De même, l’État n’est pas cet instrument neutre qui régulerait les défauts du marché. C’est un de ses alliés, comme le montre une fois encore en ces temps de «crise financière» l’injection massive d’argent pour sauver les banques et les entreprises, tandis que les conditions d’exploitation se durcissent et que les fins de mois sont toujours plus difficiles. Oui, nous voulons abattre l’État et pas le conquérir, car tout comme ses prisons, ses flics ou ses tribunaux qui en sont le reflet, c’est l’un des piliers de ce monde mortifère.
Quant au capitalisme, s’il est d’abord un rapport social, sans cœur ni centre, c’est à chacun qu’il revient de le combattre dans tous ses aspects quotidiens. Dans l’économie dite «mondialisée» basée sur une circulation permanente, les flux de marchandises (humaines ou non) ont acquis une importance fondamentale. C’est donc tout naturellement que le blocage a fait sa réapparition un peu partout au sein des luttes de ces dernières années, sinon pour lui porter de sérieux coups, au moins pour poser les bases nécessaires à la construction d’un rapport de force (du CPE aux grèves à la SNCF en passant par les éclusiers en février 2008, mais aussi dans le rail en Allemagne en 2007 ou en Italie depuis le Val Susa en 2005).

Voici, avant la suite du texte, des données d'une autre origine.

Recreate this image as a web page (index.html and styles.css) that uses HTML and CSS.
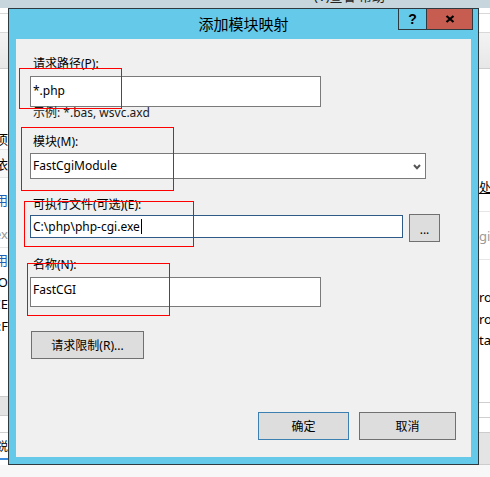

Cette critique anticapitaliste basée sur l’action directe et jugée vaine, dépassée ou criminelle par les intellectuels serviles, de nombreux exploités l’ont expérimentée dans leurs luttes parce qu’ils expérimentent le capitalisme directement sur leur peau. Le blocage de TGV (par exemple en arrachant des caténaires ou en incendiant des câbles comme en novembre 2007), cette machine dévastatrice destinée à accélérer encore plus la circulation des flux de marchandises [Rappelons que les déchets nucléaires ou les prisonniers (comme la centaine de sans-papiers baluchonnés en TGV de Paris à Nîmes après l’incendie de Vincennes) font aussi partie de ces flux…], n’est donc pas tombé du ciel, mais est aussi le fruit de l’expérience commune des luttes sociales récentes. Sans compter que le sabotage demeure une pratique répandue qui trouve sa raison d’être depuis toujours au cœur même de l’exploitation, que ce soit pour voler du temps au patron ou pour causer des dégâts à ce qui opprime chaque jour davantage.
Ce que craint le pouvoir ne sont pas les sages manifs encadrées par les syndicats lors de grandes journées d’inaction, mais bien la propagation d’actes diffus et anonymes qui s’inscrivent dans la guerre sociale permanente, au-delà de toute séparation. À l’heure où la pression augmente partout contre les dissidents de la démocratie marchande, renier son passé, ses idées ou tout simplement son antagonisme semble être l’ultime planche de salut proposée par le pouvoir. Refuser ce chantage permanent devient alors, au-delà du souci de ne nuire à personne, en plus une question d’intégrité, l’une des seules choses dont ne peut nous priver l’État.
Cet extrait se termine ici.